Exercise details:
Omitting the pictures, copy exactly each line from the one containing "Write a component" up to and including the one containing "const list = useRef<HTMLUListElement>(null);".

Data supplied:
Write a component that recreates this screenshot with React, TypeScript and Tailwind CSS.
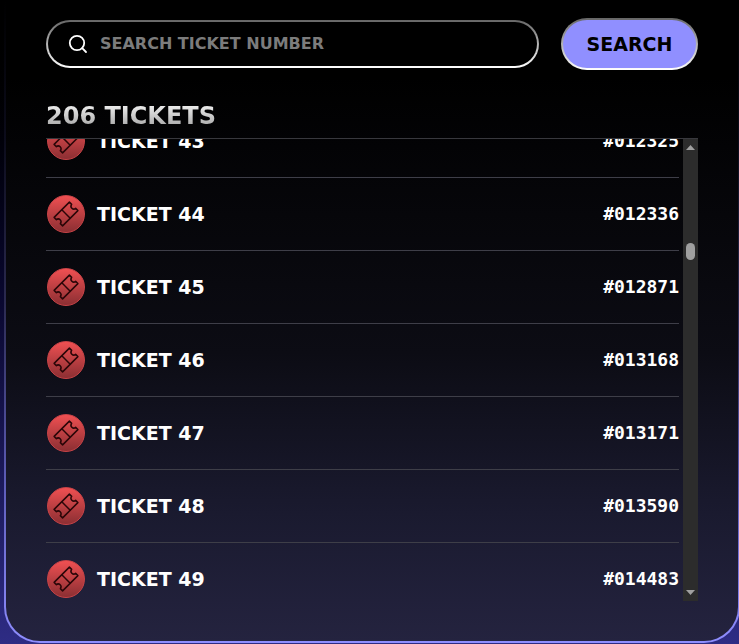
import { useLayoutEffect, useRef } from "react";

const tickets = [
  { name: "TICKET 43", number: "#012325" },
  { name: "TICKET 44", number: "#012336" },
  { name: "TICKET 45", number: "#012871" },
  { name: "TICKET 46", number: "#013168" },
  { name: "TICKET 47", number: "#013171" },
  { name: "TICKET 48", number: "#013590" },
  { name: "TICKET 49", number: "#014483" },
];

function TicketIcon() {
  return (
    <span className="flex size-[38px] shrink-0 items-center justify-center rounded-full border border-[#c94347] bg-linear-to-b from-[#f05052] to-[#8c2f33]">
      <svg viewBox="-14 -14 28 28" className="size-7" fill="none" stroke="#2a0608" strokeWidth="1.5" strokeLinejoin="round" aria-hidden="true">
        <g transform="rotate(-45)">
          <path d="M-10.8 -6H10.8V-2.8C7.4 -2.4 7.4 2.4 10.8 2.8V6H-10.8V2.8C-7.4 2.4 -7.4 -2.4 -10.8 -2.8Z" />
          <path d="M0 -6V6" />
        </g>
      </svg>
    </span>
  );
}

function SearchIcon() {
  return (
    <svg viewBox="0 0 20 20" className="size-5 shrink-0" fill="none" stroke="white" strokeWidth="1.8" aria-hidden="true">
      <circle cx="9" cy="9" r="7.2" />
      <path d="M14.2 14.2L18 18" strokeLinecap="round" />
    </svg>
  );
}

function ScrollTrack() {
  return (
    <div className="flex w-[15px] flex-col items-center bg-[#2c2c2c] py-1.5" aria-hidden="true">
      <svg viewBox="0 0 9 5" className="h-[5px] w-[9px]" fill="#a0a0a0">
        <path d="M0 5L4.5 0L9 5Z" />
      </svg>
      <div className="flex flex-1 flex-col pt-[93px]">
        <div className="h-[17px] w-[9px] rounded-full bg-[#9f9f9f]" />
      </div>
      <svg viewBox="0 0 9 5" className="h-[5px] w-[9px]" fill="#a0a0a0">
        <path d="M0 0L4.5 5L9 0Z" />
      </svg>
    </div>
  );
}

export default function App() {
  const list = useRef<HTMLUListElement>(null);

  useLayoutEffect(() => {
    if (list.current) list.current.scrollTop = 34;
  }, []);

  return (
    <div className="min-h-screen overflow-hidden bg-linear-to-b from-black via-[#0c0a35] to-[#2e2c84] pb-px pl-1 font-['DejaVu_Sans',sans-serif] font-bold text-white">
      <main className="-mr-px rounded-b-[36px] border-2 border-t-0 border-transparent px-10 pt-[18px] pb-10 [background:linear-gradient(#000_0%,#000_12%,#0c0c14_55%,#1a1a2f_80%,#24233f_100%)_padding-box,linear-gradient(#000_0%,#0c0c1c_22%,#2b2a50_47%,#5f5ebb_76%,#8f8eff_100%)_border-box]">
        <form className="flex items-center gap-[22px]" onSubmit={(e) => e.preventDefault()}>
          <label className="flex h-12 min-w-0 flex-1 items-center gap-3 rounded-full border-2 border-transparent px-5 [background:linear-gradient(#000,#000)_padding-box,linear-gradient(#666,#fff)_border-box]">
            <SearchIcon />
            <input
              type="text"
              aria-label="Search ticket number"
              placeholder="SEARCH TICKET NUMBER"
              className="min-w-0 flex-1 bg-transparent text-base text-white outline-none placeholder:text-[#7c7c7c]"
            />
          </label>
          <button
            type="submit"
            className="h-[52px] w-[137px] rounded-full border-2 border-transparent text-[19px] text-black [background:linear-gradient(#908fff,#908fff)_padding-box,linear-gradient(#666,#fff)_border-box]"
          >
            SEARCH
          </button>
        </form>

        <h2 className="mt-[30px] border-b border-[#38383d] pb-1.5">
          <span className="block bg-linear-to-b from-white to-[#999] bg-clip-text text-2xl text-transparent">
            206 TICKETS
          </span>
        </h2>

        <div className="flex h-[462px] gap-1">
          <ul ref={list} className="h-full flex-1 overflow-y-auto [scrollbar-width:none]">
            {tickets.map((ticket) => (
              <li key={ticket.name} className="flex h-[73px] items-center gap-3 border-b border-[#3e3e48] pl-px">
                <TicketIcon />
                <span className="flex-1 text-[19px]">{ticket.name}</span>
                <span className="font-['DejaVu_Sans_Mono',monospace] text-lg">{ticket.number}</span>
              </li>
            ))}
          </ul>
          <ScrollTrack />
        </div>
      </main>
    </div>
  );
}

...

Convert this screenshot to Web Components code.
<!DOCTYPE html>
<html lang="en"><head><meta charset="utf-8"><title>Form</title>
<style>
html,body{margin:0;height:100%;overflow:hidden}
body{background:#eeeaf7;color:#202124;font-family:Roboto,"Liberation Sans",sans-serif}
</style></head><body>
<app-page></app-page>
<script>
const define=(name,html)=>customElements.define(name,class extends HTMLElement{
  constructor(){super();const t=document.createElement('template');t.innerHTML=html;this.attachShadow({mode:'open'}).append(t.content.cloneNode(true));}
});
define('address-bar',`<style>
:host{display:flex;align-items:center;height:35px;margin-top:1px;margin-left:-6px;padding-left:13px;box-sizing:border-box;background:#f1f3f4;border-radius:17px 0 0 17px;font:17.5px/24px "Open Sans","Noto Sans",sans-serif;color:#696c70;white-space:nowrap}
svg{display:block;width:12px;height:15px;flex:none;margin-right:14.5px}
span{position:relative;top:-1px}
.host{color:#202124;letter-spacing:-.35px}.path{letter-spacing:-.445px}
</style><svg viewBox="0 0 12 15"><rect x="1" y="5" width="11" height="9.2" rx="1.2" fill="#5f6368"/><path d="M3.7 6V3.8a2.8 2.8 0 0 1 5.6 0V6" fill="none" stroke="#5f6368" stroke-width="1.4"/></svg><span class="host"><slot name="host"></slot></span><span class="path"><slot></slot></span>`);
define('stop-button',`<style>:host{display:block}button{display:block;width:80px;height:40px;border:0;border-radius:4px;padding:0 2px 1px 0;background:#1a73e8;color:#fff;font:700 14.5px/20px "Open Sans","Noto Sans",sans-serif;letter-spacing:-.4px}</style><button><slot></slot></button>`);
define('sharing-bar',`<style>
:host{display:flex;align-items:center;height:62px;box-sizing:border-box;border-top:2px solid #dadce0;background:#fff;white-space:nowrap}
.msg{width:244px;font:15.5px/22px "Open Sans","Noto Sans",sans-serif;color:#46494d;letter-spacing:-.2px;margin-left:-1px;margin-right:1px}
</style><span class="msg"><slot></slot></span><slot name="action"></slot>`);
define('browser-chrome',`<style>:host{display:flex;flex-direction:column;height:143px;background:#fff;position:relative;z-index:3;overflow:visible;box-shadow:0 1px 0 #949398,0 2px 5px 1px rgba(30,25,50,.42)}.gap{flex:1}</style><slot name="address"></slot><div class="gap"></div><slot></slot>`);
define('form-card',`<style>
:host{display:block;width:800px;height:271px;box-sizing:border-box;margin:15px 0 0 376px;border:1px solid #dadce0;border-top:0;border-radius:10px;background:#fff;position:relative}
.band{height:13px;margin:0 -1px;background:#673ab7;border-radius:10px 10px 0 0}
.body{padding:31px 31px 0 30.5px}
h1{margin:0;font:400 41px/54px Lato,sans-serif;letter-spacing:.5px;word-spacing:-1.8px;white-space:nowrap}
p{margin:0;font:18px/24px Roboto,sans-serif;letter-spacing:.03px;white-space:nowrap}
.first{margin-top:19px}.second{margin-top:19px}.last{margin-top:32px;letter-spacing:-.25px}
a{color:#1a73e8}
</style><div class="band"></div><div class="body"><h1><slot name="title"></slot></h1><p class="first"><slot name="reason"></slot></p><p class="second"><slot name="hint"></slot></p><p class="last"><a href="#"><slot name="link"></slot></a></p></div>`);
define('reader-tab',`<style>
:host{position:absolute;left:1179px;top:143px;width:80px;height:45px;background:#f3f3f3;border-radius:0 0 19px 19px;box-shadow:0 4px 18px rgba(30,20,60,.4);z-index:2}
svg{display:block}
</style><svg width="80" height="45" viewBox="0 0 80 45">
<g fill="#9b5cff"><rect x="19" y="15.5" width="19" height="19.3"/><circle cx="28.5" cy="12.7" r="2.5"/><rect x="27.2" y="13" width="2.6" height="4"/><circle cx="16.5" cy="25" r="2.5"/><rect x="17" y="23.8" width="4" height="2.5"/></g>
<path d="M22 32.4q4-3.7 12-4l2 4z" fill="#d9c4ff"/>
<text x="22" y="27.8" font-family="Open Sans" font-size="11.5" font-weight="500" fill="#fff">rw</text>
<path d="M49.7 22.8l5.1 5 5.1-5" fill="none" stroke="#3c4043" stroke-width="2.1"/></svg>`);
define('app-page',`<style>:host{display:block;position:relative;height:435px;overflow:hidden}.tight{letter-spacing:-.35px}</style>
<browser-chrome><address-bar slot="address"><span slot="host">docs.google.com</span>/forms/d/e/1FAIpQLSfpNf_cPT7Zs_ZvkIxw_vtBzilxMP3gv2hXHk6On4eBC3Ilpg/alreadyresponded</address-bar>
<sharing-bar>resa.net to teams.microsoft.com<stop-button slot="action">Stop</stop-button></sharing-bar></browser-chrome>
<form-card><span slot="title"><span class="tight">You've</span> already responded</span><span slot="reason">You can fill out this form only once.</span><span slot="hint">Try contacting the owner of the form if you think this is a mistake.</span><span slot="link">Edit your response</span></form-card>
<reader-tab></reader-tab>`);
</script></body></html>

Reply to the task:
Write a component that recreates this screenshot with React, TypeScript and Tailwind CSS.
import { useLayoutEffect, useRef } from "react";

const tickets = [
  { name: "TICKET 43", number: "#012325" },
  { name: "TICKET 44", number: "#012336" },
  { name: "TICKET 45", number: "#012871" },
  { name: "TICKET 46", number: "#013168" },
  { name: "TICKET 47", number: "#013171" },
  { name: "TICKET 48", number: "#013590" },
  { name: "TICKET 49", number: "#014483" },
];

function TicketIcon() {
  return (
    <span className="flex size-[38px] shrink-0 items-center justify-center rounded-full border border-[#c94347] bg-linear-to-b from-[#f05052] to-[#8c2f33]">
      <svg viewBox="-14 -14 28 28" className="size-7" fill="none" stroke="#2a0608" strokeWidth="1.5" strokeLinejoin="round" aria-hidden="true">
        <g transform="rotate(-45)">
          <path d="M-10.8 -6H10.8V-2.8C7.4 -2.4 7.4 2.4 10.8 2.8V6H-10.8V2.8C-7.4 2.4 -7.4 -2.4 -10.8 -2.8Z" />
          <path d="M0 -6V6" />
        </g>
      </svg>
    </span>
  );
}

function SearchIcon() {
  return (
    <svg viewBox="0 0 20 20" className="size-5 shrink-0" fill="none" stroke="white" strokeWidth="1.8" aria-hidden="true">
      <circle cx="9" cy="9" r="7.2" />
      <path d="M14.2 14.2L18 18" strokeLinecap="round" />
    </svg>
  );
}

function ScrollTrack() {
  return (
    <div className="flex w-[15px] flex-col items-center bg-[#2c2c2c] py-1.5" aria-hidden="true">
      <svg viewBox="0 0 9 5" className="h-[5px] w-[9px]" fill="#a0a0a0">
        <path d="M0 5L4.5 0L9 5Z" />
      </svg>
      <div className="flex flex-1 flex-col pt-[93px]">
        <div className="h-[17px] w-[9px] rounded-full bg-[#9f9f9f]" />
      </div>
      <svg viewBox="0 0 9 5" className="h-[5px] w-[9px]" fill="#a0a0a0">
        <path d="M0 0L4.5 5L9 0Z" />
      </svg>
    </div>
  );
}

export default function App() {
  const list = useRef<HTMLUListElement>(null);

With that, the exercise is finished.